All this is drivel. It is a regurgitation of the "arguments" that some corporate executives and their friends in the stock market have been making in order to render toothless already mild provision of the Sarbanes-Oxley Act. To raise capital, companies go where capital is. If the dollar amount of IPOs in London and Shanghai surpasses the offerings in New York that is because more capital is available in UK and China. Laws mandating corporate governance and responsibility no more hinder securities offerings that traffic laws hinder driving.
The ruling was further justified at the micro level by the citation of benumbingly long list of incestuous cases. This tactic creates a phony sense of erudition that is meant to silence and discourage dissent. It also manages – and this is a particularly important point – to strike from the psyche any picture of the case as a whole and the overall meaning of the facts as they were presented.
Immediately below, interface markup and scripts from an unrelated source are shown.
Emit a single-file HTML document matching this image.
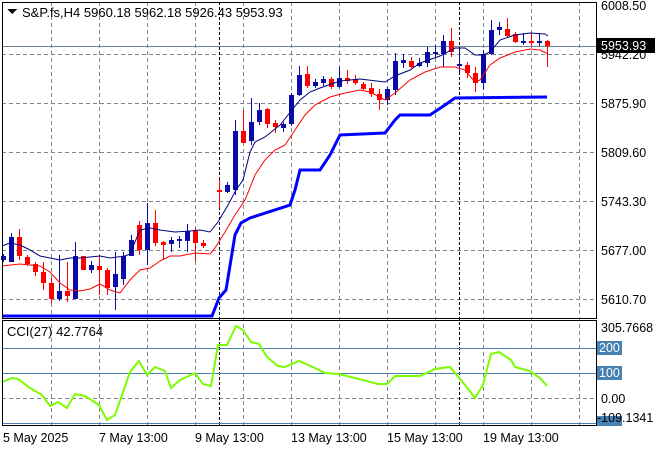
<!DOCTYPE html>
<html><head><meta charset="utf-8"><style>
body{margin:0;background:#fff;width:660px;height:450px;overflow:hidden;font-family:"Liberation Sans",sans-serif}
svg text{font-family:"Liberation Sans",sans-serif;font-size:12.5px;fill:#000}
svg text.t{font-size:13px}
</style></head><body>
<svg id="s" width="660" height="450" xmlns="http://www.w3.org/2000/svg" shape-rendering="crispEdges">
<g id="grid" stroke="#7c8590" stroke-dasharray="4,3" stroke-width="1"></g>
<line x1="219.5" y1="2" x2="219.5" y2="425" stroke="#000" stroke-dasharray="3,2"/>
<line x1="459.5" y1="2" x2="459.5" y2="425" stroke="#000" stroke-dasharray="3,2"/>
<line x1="2" y1="46.5" x2="597" y2="46.5" stroke="#6e7f90"/>
<g stroke="#4a7fb0"><line x1="2" y1="348.5" x2="597" y2="348.5"/><line x1="2" y1="373.5" x2="597" y2="373.5"/><line x1="2" y1="423.5" x2="597" y2="423.5"/></g>
<g id="c"></g>
<polyline fill="none" stroke="#000080" stroke-width="1" shape-rendering="auto" points="2,246 10,243 20,245 30,250 40,256 50,258 60,260 70,258 80,258 90,257 100,256 110,258 125,256 130,254 140,230 150,228 160,230 175,232 190,231 200,230 210,232 218,222 228,205 236,190 243,180 250,152 255,142 265,137 280,125 292,110 300,100 310,92 320,88 340,81 360,79 385,82 395,76 410,70 420,63 440,56 455,48 465,48 475,55 483,55 490,52 500,40 515,35 530,33 545,34 548,36"/>
<polyline fill="none" stroke="#ff0000" stroke-width="1" shape-rendering="auto" points="2,266 20,264 30,265 40,266 50,272 60,283 70,290 80,291 90,289 100,284 110,290 120,293 130,280 140,270 150,268 160,261 170,256 180,256 195,253 210,254 215,248 225,232 235,215 245,200 255,175 265,160 275,150 285,145 295,130 305,115 315,105 330,97 345,93 360,90 370,92 385,100 395,93 410,80 425,72 440,67 455,67 465,70 475,82 480,80 490,65 500,58 515,52 530,49 540,50 548,54"/>
<polyline fill="none" stroke="#0000ff" stroke-width="3" shape-rendering="auto" points="2,316 212,316 219,298 226,290 235,235 241,223 250,218 290,205 295,190 300,170 320,170 330,155 340,135 385,133 395,120 400,115 430,115 445,105 455,98 547,97"/>
<polyline fill="none" stroke="#7cfc00" stroke-width="2" shape-rendering="auto" points="2,382 12,378 18,379 30,388 42,395 50,406 58,402 67,408 75,394 85,396 99,405 107,420 115,415 130,372 139,361 147,375 155,367 165,371 171,388 180,380 195,373 203,384 211,386 218,345 227,345 236,326 243,330 251,342 259,344 267,357 278,366 285,367 299,361 315,368 325,373 339,374 355,378 378,384 387,384 395,376 420,376 435,369 450,367 465,385 475,398 483,385 491,354 499,352 511,360 515,367 530,371 540,378 547,386"/>
<rect x="2.5" y="2.5" width="594" height="316" fill="none" stroke="#000"/>
<rect x="2.5" y="320.5" width="594" height="105" fill="none" stroke="#000"/>
<path d="M7 9h10l-5 5z" fill="#000"/>
<text class="t" x="22" y="17">S&amp;P.fs,H4  5960.18 5962.18 5926.43 5953.93</text>
<text class="t" x="7" y="336">CCI(27) 42.7764</text>
<g id="lab"></g>
<rect x="597" y="38" width="58" height="15" fill="#000"/>
<text x="601" y="50" style="fill:#fff">5953.93</text>
<rect x="597" y="341" width="25" height="14" fill="#4682b4"/><text x="599" y="352" style="fill:#fff">200</text>
<rect x="597" y="366" width="25" height="14" fill="#4682b4"/><text x="599" y="377" style="fill:#fff">100</text>
<rect x="597" y="416" width="25" height="10" fill="#4682b4"/>
<text x="601" y="332">305.7668</text>
<text x="601" y="403">0.00</text>
<text x="597" y="422">-109.1341</text>
<g id="dates"></g>
</svg>
<script>
var ns="http://www.w3.org/2000/svg";
function el(p,t,a,txt){var e=document.createElementNS(ns,t);for(var k in a)e.setAttribute(k,a[k]);if(txt)e.textContent=txt;document.getElementById(p).appendChild(e);}
[51,99,147,195,243,291,339,387,435,483,531,579].forEach(function(x){el("grid","line",{x1:x+.5,y1:2,x2:x+.5,y2:425});});
[54,103,152,201,250,299].forEach(function(y){el("grid","line",{x1:2,y1:y+.5,x2:597,y2:y+.5});});
el("grid","line",{x1:2,y1:398.5,x2:597,y2:398.5});
var P=[["5942.20",54],["5875.90",103],["5809.60",152],["5743.30",201],["5677.00",250],["5610.70",299]];
P.forEach(function(p){el("lab","text",{x:601,y:p[1]+5},p[0]);});
el("lab","text",{x:601,y:10},"6008.50");
var D=[["5 May 2025",3],["7 May 13:00",99],["9 May 13:00",195],["13 May 13:00",291],["15 May 13:00",387],["19 May 13:00",483]];
D.forEach(function(d){el("dates","text",{x:d[1],y:442},d[0]);});
var C=[[3,260,256,254,262],[11,262,237,233,262],[19,237,256,229,260],[27,257,264,255,266],[35,264,272,262,276],[43,272,283,262,290],[51,283,299,278,303],[59,299,291,255,301],[67,291,296,262,302],[75,299,256,242,299],[83,256,270,256,270],[91,270,265,261,273],[99,266,270,255,295],[107,270,288,268,295],[115,287,274,252,310],[123,279,256,252,285],[131,256,240,235,255],[139,225,250,221,255],[147,250,223,203,265],[155,223,243,210,246],[163,242,245,241,260],[171,244,240,237,252],[179,240,239,236,248],[187,241,231,224,252],[195,231,243,228,261],[203,243,246,240,248],[219,190,192,180,208],[227,192,185,182,193],[235,190,131,120,195],[243,131,143,110,143],[251,141,122,98,145],[259,122,110,103,125],[267,109,124,108,128],[275,123,127,120,133],[283,128,124,122,132],[291,124,95,93,126],[299,95,75,66,96],[307,74,86,66,88],[315,86,82,79,88],[323,83,79,76,86],[331,79,87,77,89],[339,87,78,67,88],[347,78,81,70,84],[355,79,83,75,85],[363,84,89,82,90],[371,88,94,83,97],[379,94,100,89,110],[387,100,89,87,105],[395,90,61,53,95],[403,63,60,54,68],[411,61,67,57,68],[419,66,63,58,67],[427,63,52,47,67],[435,53,52,45,57],[443,54,41,35,67],[451,41,52,28,57],[459,66,64,50,73],[467,65,73,62,78],[475,73,83,67,92],[483,83,54,50,90],[491,54,30,20,55],[499,30,27,22,35],[507,29,36,18,38],[515,34,42,32,43],[523,42,41,33,45],[531,41,42,33,46],[539,43,41,33,46],[547,41,46,40,67]];
C.forEach(function(c){var up=c[2]<c[1];var col=up?"#0a0aa8":"#ff0000";
el("c","line",{x1:c[0]+.5,y1:c[3],x2:c[0]+.5,y2:c[4],stroke:col});
var t=Math.min(c[1],c[2]),h=Math.max(2,Math.abs(c[2]-c[1]));
el("c","rect",{x:c[0]-2,y:t,width:5,height:h,fill:col});});
</script>
</body></html>
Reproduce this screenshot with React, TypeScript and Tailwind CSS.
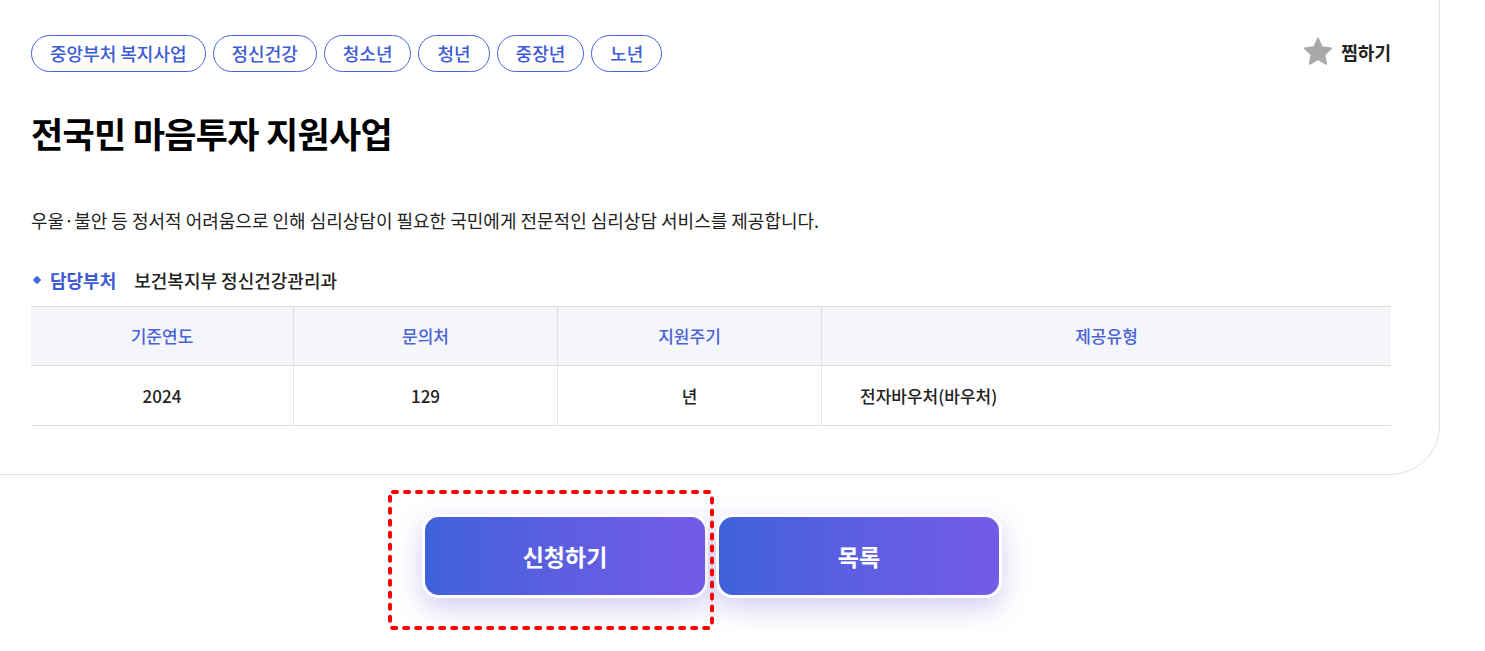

(An egregious case of this missing the forest for the tree – shrub, really – is manifest in another securities law case, DUNN v CFTC. The central point of the case was whether options in foreign currency were "transactions in foreign currency." The justices consulted Black's Law Dictionary for the meaning of the word "in." After establishing that it meant "in regard to," "respecting," [and] "with respect to," they rendered their ponderous opinion – in error, naturally. The ruling put foreign currency options outside the reach of CFTC enforcement. Fraud in the FX options market immediately increased many-fold.)
We have seen this tactic in the discussions about the legality of torture: what level of pain, what kind of bruise and what type of organ failure constitutes torture.
Employed thus, the tactic evidences a rot. It violates and offends our sense of humanity; in one case, it offends our spontaneous conscious, in the other, our spontaneous sense of justice.